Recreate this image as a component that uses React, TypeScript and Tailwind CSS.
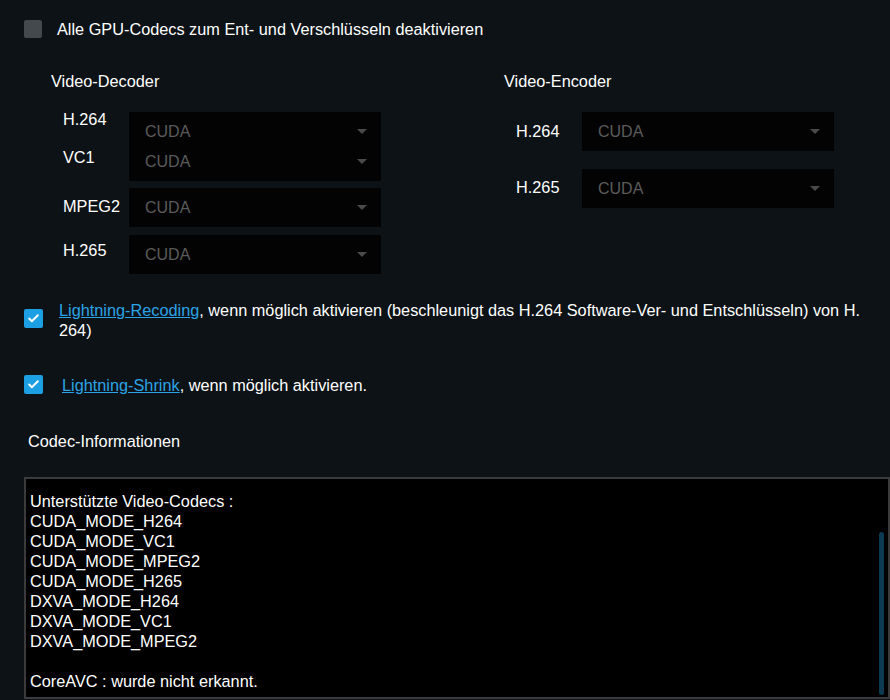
import { Check } from 'lucide-react';

const font = { fontFamily: '"Liberation Sans", Arial, sans-serif' };

function Select({ className = '' }: { className?: string }) {
  return (
    <div className={`relative flex h-[39px] w-[252px] items-center bg-[#030303] pl-[16px] pr-[14px] ${className}`}>
      <span className="flex-1 text-[16px] text-[#5b5b5b]">CUDA</span>
      <span className="h-0 w-0 border-x-[5px] border-t-[5px] border-x-transparent border-t-[#4a4a4a]" />
    </div>
  );
}

function Checkbox({ checked }: { checked: boolean }) {
  if (!checked) {
    return <div className="h-[18px] w-[18px] shrink-0 rounded-[2px] bg-[#44494d]" />;
  }
  return (
    <div className="flex h-[19px] w-[19px] shrink-0 items-center justify-center rounded-[2px] bg-[#1d9fe4]">
      <Check className="h-[13px] w-[13px] text-white" strokeWidth={3.5} />
    </div>
  );
}

const codecs = [
  'Unterstützte Video-Codecs :',
  'CUDA_MODE_H264',
  'CUDA_MODE_VC1',
  'CUDA_MODE_MPEG2',
  'CUDA_MODE_H265',
  'DXVA_MODE_H264',
  'DXVA_MODE_VC1',
  'DXVA_MODE_MPEG2',
];

export default function App() {
  return (
    <div className="h-[700px] w-[890px] overflow-hidden bg-[#0d1216] text-[16.3px] text-white" style={font}>
      {/* top option */}
      <div className="flex items-center gap-[15px] pl-[24px] pt-[20px]">
        <Checkbox checked={false} />
        <span className="leading-[18px]">Alle GPU-Codecs zum Ent- und Verschlüsseln deaktivieren</span>
      </div>

      {/* decoder / encoder */}
      <div className="mt-[34px] flex">
        <div className="w-[453px] pl-[51px]">
          <div className="leading-[18px]">Video-Decoder</div>
          <div className="mt-[22px] pl-[12px]">
            <div className="flex items-start">
              <span className="-mt-[2px] w-[66px] leading-[18px]">H.264</span>
              <Select />
            </div>
            <div className="relative -mt-[9px] flex items-start">
              <span className="w-[66px] pt-[6px] leading-[18px]">VC1</span>
              <Select />
            </div>
            <div className="mt-[7px] flex items-center">
              <span className="w-[66px] pb-[2px]">MPEG2</span>
              <Select />
            </div>
            <div className="mt-[8px] flex items-start">
              <span className="w-[66px] pt-[6px] leading-[18px]">H.265</span>
              <Select />
            </div>
          </div>
        </div>
        <div className="pl-[51px]">
          <div className="leading-[18px]">Video-Encoder</div>
          <div className="mt-[22px] pl-[12px]">
            <div className="flex items-center">
              <span className="w-[66px]">H.264</span>
              <Select />
            </div>
            <div className="mt-[18px] flex items-center">
              <span className="w-[66px] pb-[2px]">H.265</span>
              <Select />
            </div>
          </div>
        </div>
      </div>

      {/* lightning options */}
      <div className="mt-[26px] flex items-start gap-[16px] pl-[24px] pr-[12px]">
        <div className="pt-[9px]">
          <Checkbox checked />
        </div>
        <p className="leading-[20px]">
          <a className="text-[#2ba3e6] underline">Lightning-Recoding</a>, wenn möglich aktivieren (beschleunigt das H.264 Software-Ver- und Entschlüsseln) von H. 264)
        </p>
      </div>
      <div className="mt-[35px] flex items-center gap-[19px] pl-[24px]">
        <Checkbox checked />
        <span className="leading-[18px]">
          <a className="text-[#2ba3e6] underline">Lightning-Shrink</a>, wenn möglich aktivieren.
        </span>
      </div>

      {/* codec info */}
      <div className="mt-[38px] pl-[28px] leading-[18px]">Codec-Informationen</div>
      <div className="relative ml-[24px] mt-[27px] h-[222px] border-2 border-[#3b3b3b] bg-black pl-[4px] pt-[12px]">
        {codecs.map((c) => (
          <div key={c} className="leading-[20px]">{c}</div>
        ))}
        <div className="h-[20px]" />
        <div className="leading-[20px]">CoreAVC : wurde nicht erkannt.</div>
        <div className="absolute right-[4px] top-[53px] h-[163px] w-[5px] rounded-full bg-[#0b3a52]" />
      </div>
    </div>
  );
}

·····

SHORT TASK - All of the data needs repeating exactly, but the pictures do not.

FINISHED ANSWER -
Recreate this image as a component that uses React, TypeScript and Tailwind CSS.
import { Check } from 'lucide-react';

const font = { fontFamily: '"Liberation Sans", Arial, sans-serif' };

function Select({ className = '' }: { className?: string }) {
  return (
    <div className={`relative flex h-[39px] w-[252px] items-center bg-[#030303] pl-[16px] pr-[14px] ${className}`}>
      <span className="flex-1 text-[16px] text-[#5b5b5b]">CUDA</span>
      <span className="h-0 w-0 border-x-[5px] border-t-[5px] border-x-transparent border-t-[#4a4a4a]" />
    </div>
  );
}

function Checkbox({ checked }: { checked: boolean }) {
  if (!checked) {
    return <div className="h-[18px] w-[18px] shrink-0 rounded-[2px] bg-[#44494d]" />;
  }
  return (
    <div className="flex h-[19px] w-[19px] shrink-0 items-center justify-center rounded-[2px] bg-[#1d9fe4]">
      <Check className="h-[13px] w-[13px] text-white" strokeWidth={3.5} />
    </div>
  );
}

const codecs = [
  'Unterstützte Video-Codecs :',
  'CUDA_MODE_H264',
  'CUDA_MODE_VC1',
  'CUDA_MODE_MPEG2',
  'CUDA_MODE_H265',
  'DXVA_MODE_H264',
  'DXVA_MODE_VC1',
  'DXVA_MODE_MPEG2',
];

export default function App() {
  return (
    <div className="h-[700px] w-[890px] overflow-hidden bg-[#0d1216] text-[16.3px] text-white" style={font}>
      {/* top option */}
      <div className="flex items-center gap-[15px] pl-[24px] pt-[20px]">
        <Checkbox checked={false} />
        <span className="leading-[18px]">Alle GPU-Codecs zum Ent- und Verschlüsseln deaktivieren</span>
      </div>

      {/* decoder / encoder */}
      <div className="mt-[34px] flex">
        <div className="w-[453px] pl-[51px]">
          <div className="leading-[18px]">Video-Decoder</div>
          <div className="mt-[22px] pl-[12px]">
            <div className="flex items-start">
              <span className="-mt-[2px] w-[66px] leading-[18px]">H.264</span>
              <Select />
            </div>
            <div className="relative -mt-[9px] flex items-start">
              <span className="w-[66px] pt-[6px] leading-[18px]">VC1</span>
              <Select />
            </div>
            <div className="mt-[7px] flex items-center">
              <span className="w-[66px] pb-[2px]">MPEG2</span>
              <Select />
            </div>
            <div className="mt-[8px] flex items-start">
              <span className="w-[66px] pt-[6px] leading-[18px]">H.265</span>
              <Select />
            </div>
          </div>
        </div>
        <div className="pl-[51px]">
          <div className="leading-[18px]">Video-Encoder</div>
          <div className="mt-[22px] pl-[12px]">
            <div className="flex items-center">
              <span className="w-[66px]">H.264</span>
              <Select />
            </div>
            <div className="mt-[18px] flex items-center">
              <span className="w-[66px] pb-[2px]">H.265</span>
              <Select />
            </div>
          </div>
        </div>
      </div>

      {/* lightning options */}
      <div className="mt-[26px] flex items-start gap-[16px] pl-[24px] pr-[12px]">
        <div className="pt-[9px]">
          <Checkbox checked />
        </div>
        <p className="leading-[20px]">
          <a className="text-[#2ba3e6] underline">Lightning-Recoding</a>, wenn möglich aktivieren (beschleunigt das H.264 Software-Ver- und Entschlüsseln) von H. 264)
        </p>
      </div>
      <div className="mt-[35px] flex items-center gap-[19px] pl-[24px]">
        <Checkbox checked />
        <span className="leading-[18px]">
          <a className="text-[#2ba3e6] underline">Lightning-Shrink</a>, wenn möglich aktivieren.
        </span>
      </div>

      {/* codec info */}
      <div className="mt-[38px] pl-[28px] leading-[18px]">Codec-Informationen</div>
      <div className="relative ml-[24px] mt-[27px] h-[222px] border-2 border-[#3b3b3b] bg-black pl-[4px] pt-[12px]">
        {codecs.map((c) => (
          <div key={c} className="leading-[20px]">{c}</div>
        ))}
        <div className="h-[20px]" />
        <div className="leading-[20px]">CoreAVC : wurde nicht erkannt.</div>
        <div className="absolute right-[4px] top-[53px] h-[163px] w-[5px] rounded-full bg-[#0b3a52]" />
      </div>
    </div>
  );
}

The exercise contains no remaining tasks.